Dr. Tim Hammonds, B.Pharm, Ph.D
CRUK Therapeutic Discovery Laboratories, UK.
Collaborative Oncology Drug Discovery at Cancer Research UK
Abstract: Working together is critical in drug discovery and industry is now engaging with academia at the earliest stages of drug discovery. In this talk I will outline how at CRUK we are using our unique access to hundreds of cancer scientists to pioneer multi-PI themed drug discovery alliances in key areas of oncology. Alliances are successfully built and run despite the differing structures, rewards and drivers that exist within each partner organisation and examples of team science, including new targets and new discoveries, will be presented.
Biography: Tim is Deputy Director of Drug Discovery at CRUK Therapeutic Discovery Laboratories (TDL), an in-house CRUK drug discovery unit with a principal focus on establishing and prosecuting themed multi-project alliances with industry. Tim has strategic responsibility for the design, planning, negotiation and management of multi-site academia-industry alliances. During his 18 years at CRT, Tim has been central to establishing and managing the small molecule drug discovery capabilities, including building and running HTS, compound management, compound profiling and protein production. Tim joined CRT-DL after 5 years postdoctoral enzymology research at the University of Leicester. He has a degree in Pharmacy and a PhD in pharmaceutical chemistry and microbiology from the University of Nottingham.

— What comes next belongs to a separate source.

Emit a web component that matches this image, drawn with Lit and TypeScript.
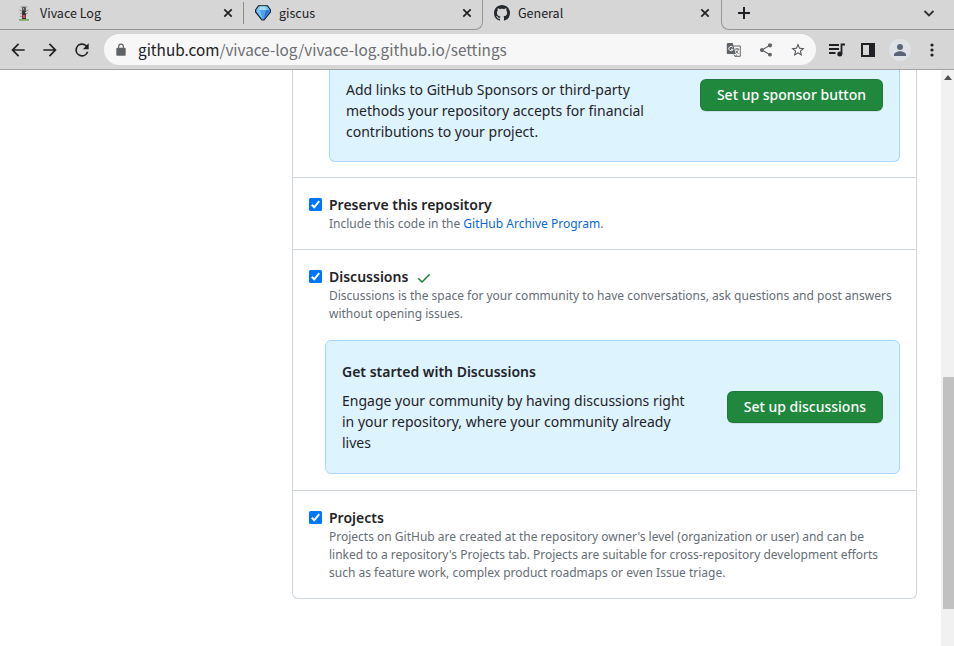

Dr. Peter John Bond, BSc, Ph.D
Bioinformatics Institute A*STAR, Singapore
A Multiscale Simulation Approach to Endotoxin Recognition and Neutralization
Abstract: The Gram-negative bacterial outer membrane contains lipopolysaccharide, an endotoxin which potently stimulates the mammalian innate immune response. This response involves a relay of specialized complexes, culminating in transfer of lipopolysaccharide from the CD14 receptor to Toll-like receptor 4 (TLR4) at the plasma membrane, leading to activation of downstream inflammatory responses. This pathway is key in host defense against pathogenic infections, and is also a leading cause of sepsis. The transient nature of these complexes has hampered elucidation of their molecular details. To tackle this, we have developed structurally-detailed computational models for the TLR4 cascade, and leveraged this to establish the modes of action of novel anti-endotoxic peptides found in wounds. We first derived a multiscale simulation platform allowing us to trace in near-atomic resolution each component of the TLR4 cascade. We demonstrate that lipopolysaccharide molecules traversing the receptor cascade are progressively funnelled along an affinity gradient, favoring transfer to the terminal receptor-signalling complex at the plasma membrane surface. Subsequently, we focused on multi-functional peptides that occur naturally as part of the clotting pathway in wounds, where they play anti-bacterial and anti-endotoxic roles. By integrating diverse structural, biophysical, and cellular data with simulation, we determine the bound conformations of these peptides with lipopolysaccharide, and also identify a previously undisclosed pH-dependent inhibitory interaction with CD14 that blocks TLR4-induced inflammation. Collectively, this work helps to unravel the key structural determinants governing endotoxin recognition in the innate immune pathway, and provides novel therapeutic routes to targeting bacterial sepsis and endotoxic shock.
Biography: Dr. Bond has 12 years of experience in the development and application of multiscale modelling and simulation approaches to understand biomolecular recognition and assembly. As well as gaining fundamental insights into the mechanisms of action of biomolecules, for example, in the areas of immunological signalling or membrane transport. He helps to develop new approaches for pharmaceutical intervention in disease states and new applications in (bio)nanotechnology.